Set problem: Reproduce this listing in full.
— START OF Given material —
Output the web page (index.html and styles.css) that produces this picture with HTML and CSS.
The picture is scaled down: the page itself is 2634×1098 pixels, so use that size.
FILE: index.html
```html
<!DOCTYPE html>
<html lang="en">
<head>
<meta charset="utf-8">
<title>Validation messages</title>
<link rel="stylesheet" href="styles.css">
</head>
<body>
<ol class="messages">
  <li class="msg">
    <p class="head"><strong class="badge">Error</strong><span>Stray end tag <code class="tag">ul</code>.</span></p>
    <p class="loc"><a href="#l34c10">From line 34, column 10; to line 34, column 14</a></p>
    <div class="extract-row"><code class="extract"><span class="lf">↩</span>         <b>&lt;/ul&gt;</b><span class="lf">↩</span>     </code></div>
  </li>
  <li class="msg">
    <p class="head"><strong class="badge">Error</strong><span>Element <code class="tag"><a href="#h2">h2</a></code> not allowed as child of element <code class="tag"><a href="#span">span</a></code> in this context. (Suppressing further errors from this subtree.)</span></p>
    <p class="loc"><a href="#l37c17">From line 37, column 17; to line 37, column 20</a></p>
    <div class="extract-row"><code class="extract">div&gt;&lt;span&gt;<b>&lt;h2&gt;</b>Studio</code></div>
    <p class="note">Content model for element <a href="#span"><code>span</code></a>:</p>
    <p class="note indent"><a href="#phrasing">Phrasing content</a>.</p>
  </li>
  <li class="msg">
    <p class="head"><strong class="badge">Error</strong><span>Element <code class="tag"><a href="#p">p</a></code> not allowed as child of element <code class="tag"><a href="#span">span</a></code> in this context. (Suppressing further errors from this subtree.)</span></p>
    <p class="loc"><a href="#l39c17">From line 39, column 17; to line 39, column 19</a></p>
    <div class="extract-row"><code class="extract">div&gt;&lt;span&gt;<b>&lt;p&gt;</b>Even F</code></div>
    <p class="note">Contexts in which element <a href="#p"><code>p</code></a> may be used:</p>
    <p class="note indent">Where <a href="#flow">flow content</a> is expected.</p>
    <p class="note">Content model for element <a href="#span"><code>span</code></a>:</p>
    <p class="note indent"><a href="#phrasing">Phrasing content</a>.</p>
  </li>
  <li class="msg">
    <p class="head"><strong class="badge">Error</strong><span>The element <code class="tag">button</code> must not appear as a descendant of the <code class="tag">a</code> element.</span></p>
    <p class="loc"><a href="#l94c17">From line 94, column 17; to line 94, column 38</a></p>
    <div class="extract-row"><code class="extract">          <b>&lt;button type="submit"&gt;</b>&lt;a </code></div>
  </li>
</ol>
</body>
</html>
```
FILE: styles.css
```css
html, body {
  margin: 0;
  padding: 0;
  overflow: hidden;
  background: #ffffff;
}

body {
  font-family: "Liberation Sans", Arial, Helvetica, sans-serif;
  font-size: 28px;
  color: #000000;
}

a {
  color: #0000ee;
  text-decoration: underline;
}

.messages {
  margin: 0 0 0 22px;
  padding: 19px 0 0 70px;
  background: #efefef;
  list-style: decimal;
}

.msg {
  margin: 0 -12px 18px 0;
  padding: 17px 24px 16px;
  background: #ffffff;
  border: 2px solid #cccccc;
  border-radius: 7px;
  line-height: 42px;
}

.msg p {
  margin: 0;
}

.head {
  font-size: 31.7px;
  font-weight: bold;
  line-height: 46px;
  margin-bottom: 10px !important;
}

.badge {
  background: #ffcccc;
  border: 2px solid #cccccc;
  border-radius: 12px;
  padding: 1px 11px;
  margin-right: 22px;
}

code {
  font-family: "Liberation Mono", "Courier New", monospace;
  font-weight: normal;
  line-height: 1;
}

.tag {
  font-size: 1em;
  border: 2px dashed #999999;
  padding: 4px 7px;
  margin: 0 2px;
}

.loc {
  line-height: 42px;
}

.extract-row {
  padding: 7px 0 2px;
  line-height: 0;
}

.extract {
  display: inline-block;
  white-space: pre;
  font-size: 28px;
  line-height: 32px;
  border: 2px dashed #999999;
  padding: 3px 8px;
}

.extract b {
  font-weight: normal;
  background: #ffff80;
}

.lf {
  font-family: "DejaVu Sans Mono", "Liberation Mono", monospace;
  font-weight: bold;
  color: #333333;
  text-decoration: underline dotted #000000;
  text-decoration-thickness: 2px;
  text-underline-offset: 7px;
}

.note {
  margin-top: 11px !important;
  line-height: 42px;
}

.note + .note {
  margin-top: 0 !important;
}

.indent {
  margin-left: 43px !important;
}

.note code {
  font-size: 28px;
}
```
— END OF Given material —
Expected output:
Output the web page (index.html and styles.css) that produces this picture with HTML and CSS.
The picture is scaled down: the page itself is 2634×1098 pixels, so use that size.
FILE: index.html
```html
<!DOCTYPE html>
<html lang="en">
<head>
<meta charset="utf-8">
<title>Validation messages</title>
<link rel="stylesheet" href="styles.css">
</head>
<body>
<ol class="messages">
  <li class="msg">
    <p class="head"><strong class="badge">Error</strong><span>Stray end tag <code class="tag">ul</code>.</span></p>
    <p class="loc"><a href="#l34c10">From line 34, column 10; to line 34, column 14</a></p>
    <div class="extract-row"><code class="extract"><span class="lf">↩</span>         <b>&lt;/ul&gt;</b><span class="lf">↩</span>     </code></div>
  </li>
  <li class="msg">
    <p class="head"><strong class="badge">Error</strong><span>Element <code class="tag"><a href="#h2">h2</a></code> not allowed as child of element <code class="tag"><a href="#span">span</a></code> in this context. (Suppressing further errors from this subtree.)</span></p>
    <p class="loc"><a href="#l37c17">From line 37, column 17; to line 37, column 20</a></p>
    <div class="extract-row"><code class="extract">div&gt;&lt;span&gt;<b>&lt;h2&gt;</b>Studio</code></div>
    <p class="note">Content model for element <a href="#span"><code>span</code></a>:</p>
    <p class="note indent"><a href="#phrasing">Phrasing content</a>.</p>
  </li>
  <li class="msg">
    <p class="head"><strong class="badge">Error</strong><span>Element <code class="tag"><a href="#p">p</a></code> not allowed as child of element <code class="tag"><a href="#span">span</a></code> in this context. (Suppressing further errors from this subtree.)</span></p>
    <p class="loc"><a href="#l39c17">From line 39, column 17; to line 39, column 19</a></p>
    <div class="extract-row"><code class="extract">div&gt;&lt;span&gt;<b>&lt;p&gt;</b>Even F</code></div>
    <p class="note">Contexts in which element <a href="#p"><code>p</code></a> may be used:</p>
    <p class="note indent">Where <a href="#flow">flow content</a> is expected.</p>
    <p class="note">Content model for element <a href="#span"><code>span</code></a>:</p>
    <p class="note indent"><a href="#phrasing">Phrasing content</a>.</p>
  </li>
  <li class="msg">
    <p class="head"><strong class="badge">Error</strong><span>The element <code class="tag">button</code> must not appear as a descendant of the <code class="tag">a</code> element.</span></p>
    <p class="loc"><a href="#l94c17">From line 94, column 17; to line 94, column 38</a></p>
    <div class="extract-row"><code class="extract">          <b>&lt;button type="submit"&gt;</b>&lt;a </code></div>
  </li>
</ol>
</body>
</html>
```
FILE: styles.css
```css
html, body {
  margin: 0;
  padding: 0;
  overflow: hidden;
  background: #ffffff;
}

body {
  font-family: "Liberation Sans", Arial, Helvetica, sans-serif;
  font-size: 28px;
  color: #000000;
}

a {
  color: #0000ee;
  text-decoration: underline;
}

.messages {
  margin: 0 0 0 22px;
  padding: 19px 0 0 70px;
  background: #efefef;
  list-style: decimal;
}

.msg {
  margin: 0 -12px 18px 0;
  padding: 17px 24px 16px;
  background: #ffffff;
  border: 2px solid #cccccc;
  border-radius: 7px;
  line-height: 42px;
}

.msg p {
  margin: 0;
}

.head {
  font-size: 31.7px;
  font-weight: bold;
  line-height: 46px;
  margin-bottom: 10px !important;
}

.badge {
  background: #ffcccc;
  border: 2px solid #cccccc;
  border-radius: 12px;
  padding: 1px 11px;
  margin-right: 22px;
}

code {
  font-family: "Liberation Mono", "Courier New", monospace;
  font-weight: normal;
  line-height: 1;
}

.tag {
  font-size: 1em;
  border: 2px dashed #999999;
  padding: 4px 7px;
  margin: 0 2px;
}

.loc {
  line-height: 42px;
}

.extract-row {
  padding: 7px 0 2px;
  line-height: 0;
}

.extract {
  display: inline-block;
  white-space: pre;
  font-size: 28px;
  line-height: 32px;
  border: 2px dashed #999999;
  padding: 3px 8px;
}

.extract b {
  font-weight: normal;
  background: #ffff80;
}

.lf {
  font-family: "DejaVu Sans Mono", "Liberation Mono", monospace;
  font-weight: bold;
  color: #333333;
  text-decoration: underline dotted #000000;
  text-decoration-thickness: 2px;
  text-underline-offset: 7px;
}

.note {
  margin-top: 11px !important;
  line-height: 42px;
}

.note + .note {
  margin-top: 0 !important;
}

.indent {
  margin-left: 43px !important;
}

.note code {
  font-size: 28px;
}
```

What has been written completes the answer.